List each line of the data in which the string "with" appears.
-- start DATASET ROWS --
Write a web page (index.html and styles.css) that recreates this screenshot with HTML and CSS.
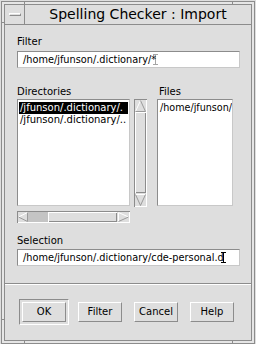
FILE: index.html
```html
<!DOCTYPE html>
<html lang="en">
<head>
  <meta charset="UTF-8" />
  <meta name="viewport" content="width=device-width, initial-scale=1.0"/>
  <title>Spelling Checker : Import</title>
  <link rel="stylesheet" href="styles.css">
</head>
<body>
  <div class="window">
    <div class="inner">
      <div class="titlebar">
        <div class="menu-button"><span class="dash"></span></div>
        <div class="title">Spelling Checker : Import</div>
      </div>

      <div class="content">
        <div class="label">Filter</div>
        <div class="field">/home/jfunson/.dictionary/*<span class="caret inactive"></span></div>

        <div class="browser">
          <div class="label dir-label">Directories</div>
          <div class="label files-label">Files</div>
          <ul class="list dir-list">
            <li class="selected">/jfunson/.dictionary/.</li>
            <li>/jfunson/.dictionary/..</li>
          </ul>
          <div class="vscroll">
            <svg width="13" height="108" viewBox="0 0 13 108" shape-rendering="crispEdges">
              <rect x="0" y="0" width="13" height="108" fill="#dedede"/>
              <path d="M0.5 107.5V0.5H12.5" stroke="#8c8c8c" fill="none"/>
              <path d="M0.5 107.5H12.5V0.5" stroke="#ffffff" fill="none"/>
              <polygon points="6.5,1.5 1.5,12.5 11.5,12.5" fill="#dedede"/>
              <path d="M6.5 1.5L1.5 12.5" stroke="#ffffff" fill="none" shape-rendering="auto"/>
              <path d="M6.5 1.5L11.5 12.5H1.5" stroke="#9a9a9a" fill="none" shape-rendering="auto"/>
              <rect x="1" y="13" width="11" height="81" fill="#dedede"/>
              <path d="M1.5 93.5V13.5H11.5" stroke="#ffffff" fill="none"/>
              <path d="M1.5 93.5H11.5V13.5" stroke="#8c8c8c" fill="none"/>
              <polygon points="1.5,95.5 11.5,95.5 6.5,106.5" fill="#dedede"/>
              <path d="M1.5 95.5H11.5" stroke="#ffffff" fill="none" shape-rendering="auto"/>
              <path d="M1.5 95.5L6.5 106.5L11.5 95.5" stroke="#9a9a9a" fill="none" shape-rendering="auto"/>
            </svg>
          </div>
          <ul class="list files-list">
            <li>/home/jfunson/</li>
          </ul>
          <div class="hscroll">
            <svg width="113" height="12" viewBox="0 0 113 12" shape-rendering="crispEdges">
              <rect x="0" y="0" width="113" height="12" fill="#dedede"/>
              <path d="M0.5 11.5V0.5H112.5" stroke="#8c8c8c" fill="none"/>
              <path d="M0.5 11.5H112.5V0.5" stroke="#ffffff" fill="none"/>
              <polygon points="1.5,6 10.5,1.5 10.5,10.5" fill="#dedede"/>
              <path d="M1.5 6L10.5 1.5" stroke="#ffffff" fill="none" shape-rendering="auto"/>
              <path d="M1.5 6L10.5 10.5V1.5" stroke="#9a9a9a" fill="none" shape-rendering="auto"/>
              <rect x="11" y="1" width="20" height="10" fill="#c4c4c4"/>
              <rect x="31" y="1" width="69" height="10" fill="#dedede"/>
              <path d="M31.5 10.5V1.5H99.5" stroke="#ffffff" fill="none"/>
              <path d="M31.5 10.5H99.5V1.5" stroke="#8c8c8c" fill="none"/>
              <polygon points="101.5,1.5 101.5,10.5 111.5,6" fill="#dedede"/>
              <path d="M101.5 10.5V1.5L111.5 6" stroke="#ffffff" fill="none" shape-rendering="auto"/>
              <path d="M101.5 10.5L111.5 6" stroke="#9a9a9a" fill="none" shape-rendering="auto"/>
            </svg>
          </div>
        </div>

        <div class="label selection-label">Selection</div>
        <div class="field selection">/home/jfunson/.dictionary/cde-personal.d<span class="caret"></span></div>

        <div class="separator"></div>

        <div class="buttons">
          <div class="default-ring"><button type="button">OK</button></div>
          <button type="button">Filter</button>
          <button type="button">Cancel</button>
          <button type="button">Help</button>
        </div>
      </div>
    </div>
  </div>
</body>
</html>
```

FILE: styles.css
```css
body {
  margin: 0;
  background-color: #dedede;
  font-family: "DejaVu Sans", sans-serif;
  font-size: 10px;
  color: #000;
}
.window {
  width: 254px;
  height: 343px;
  margin: 1px 0 0 1px;
  box-sizing: border-box;
  border: 1px solid #8c8c8c;
  padding: 2px;
  background:
    linear-gradient(#8c8c8c, #8c8c8c) 22px 0 / 1px 2px no-repeat,
    linear-gradient(#8c8c8c, #8c8c8c) 230px 0 / 1px 2px no-repeat,
    linear-gradient(#8c8c8c, #8c8c8c) 22px 339px / 1px 2px no-repeat,
    linear-gradient(#8c8c8c, #8c8c8c) 230px 339px / 1px 2px no-repeat,
    linear-gradient(#8c8c8c, #8c8c8c) 0 20px / 2px 1px no-repeat,
    linear-gradient(#8c8c8c, #8c8c8c) 0 317px / 2px 1px no-repeat,
    linear-gradient(#8c8c8c, #8c8c8c) 248px 20px / 2px 1px no-repeat,
    linear-gradient(#8c8c8c, #8c8c8c) 248px 317px / 2px 1px no-repeat,
    #e6e6e6;
}
.inner {
  height: 100%;
  box-sizing: border-box;
  border: 1px solid #8c8c8c;
  background-color: #dedede;
}
.titlebar {
  display: flex;
  height: 20px;
  box-sizing: border-box;
  border-bottom: 1px solid #8c8c8c;
}
.menu-button {
  width: 20px;
  box-sizing: border-box;
  border-right: 1px solid #8c8c8c;
  display: flex;
  align-items: center;
  justify-content: center;
}
.dash {
  width: 12px;
  height: 3px;
  box-sizing: border-box;
  border: 1px solid;
  border-color: #ffffff #8c8c8c #8c8c8c #ffffff;
}
.title {
  flex: 1;
  text-align: center;
  font-size: 14px;
  line-height: 19px;
}
.content {
  padding: 11px 11px 0 12px;
}
.label {
  line-height: 12px;
}
.field {
  height: 17px;
  margin-top: 3px;
  box-sizing: border-box;
  border: 1px solid;
  border-color: #8c8c8c #c8c8c8 #c8c8c8 #8c8c8c;
  background-color: #fff;
  padding: 1px 5px 0;
  line-height: 14px;
  font-size: 9.75px;
  white-space: nowrap;
  overflow: hidden;
}
.caret {
  display: inline-block;
  width: 5px;
  height: 11px;
  margin-left: -3px;
  vertical-align: -2px;
  box-sizing: border-box;
  border-top: 1px solid #000;
  border-bottom: 1px solid #000;
  background: linear-gradient(#000, #000) 2px 0 / 1px 100% no-repeat;
}
.caret.inactive {
  opacity: 0.35;
}
.browser {
  display: grid;
  grid-template-columns: 113px 13px 82px;
  grid-template-rows: 12px 107px auto;
  column-gap: 4px;
  row-gap: 1px;
  margin-top: 18px;
}
.dir-label {
  grid-column: 1;
  grid-row: 1;
}
.files-label {
  grid-column: 3;
  grid-row: 1;
  margin-left: 8px;
}
.list {
  margin: 0;
  padding: 2px 1px;
  list-style: none;
  box-sizing: border-box;
  border: 1px solid;
  border-color: #8c8c8c #c8c8c8 #c8c8c8 #8c8c8c;
  background-color: #fff;
  overflow: hidden;
}
.list li {
  line-height: 12px;
  white-space: nowrap;
  padding-left: 1px;
}
.list li.selected {
  background-color: #000;
  color: #fff;
}
.dir-list {
  grid-column: 1;
  grid-row: 2;
}
.files-list {
  grid-column: 3;
  grid-row: 2;
  margin-left: 6px;
  padding-left: 2px;
  font-size: 9.6px;
}
.files-list li {
  padding-left: 0;
}
.vscroll {
  grid-column: 2;
  grid-row: 2;
  height: 108px;
}
.hscroll {
  grid-column: 1;
  grid-row: 3;
  margin-top: 4px;
  height: 12px;
}
.vscroll svg,
.hscroll svg {
  display: block;
}
.selection-label {
  margin-top: 12px;
}
.selection {
  margin-top: 2px;
}
.separator {
  margin: 17px -11px 0 -12px;
  border-top: 1px solid #8c8c8c;
  border-bottom: 1px solid #ffffff;
}
.buttons {
  display: flex;
  gap: 12px;
  margin-top: 17px;
  padding-left: 5px;
}
button {
  width: 44px;
  height: 20px;
  padding: 0;
  font: inherit;
  color: #000;
  background-color: #dedede;
  border: 1px solid;
  border-color: #ffffff #8c8c8c #8c8c8c #ffffff;
  line-height: 18px;
}
.default-ring {
  display: flex;
  margin: -3px;
  padding: 2px;
  border: 1px solid;
  border-color: #8c8c8c #ffffff #ffffff #8c8c8c;
}
```
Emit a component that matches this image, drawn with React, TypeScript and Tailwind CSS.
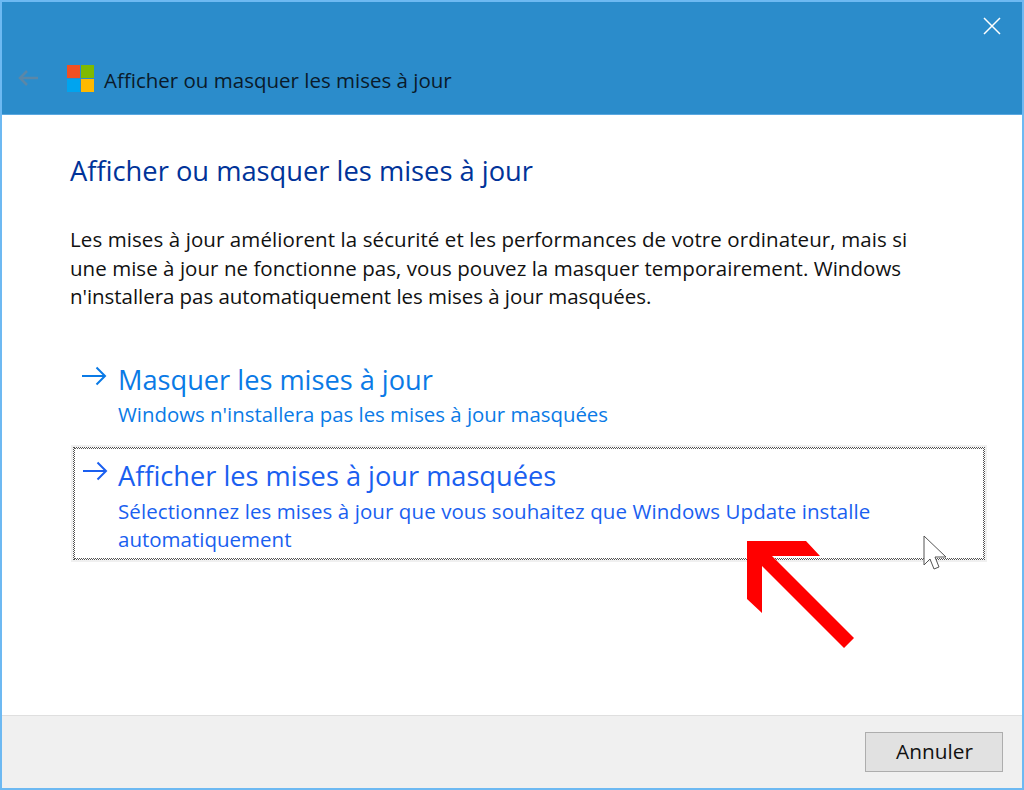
-- end DATASET ROWS --
### FINISHED ANSWER
Write a web page (index.html and styles.css) that recreates this screenshot with HTML and CSS.
Emit a component that matches this image, drawn with React, TypeScript and Tailwind CSS.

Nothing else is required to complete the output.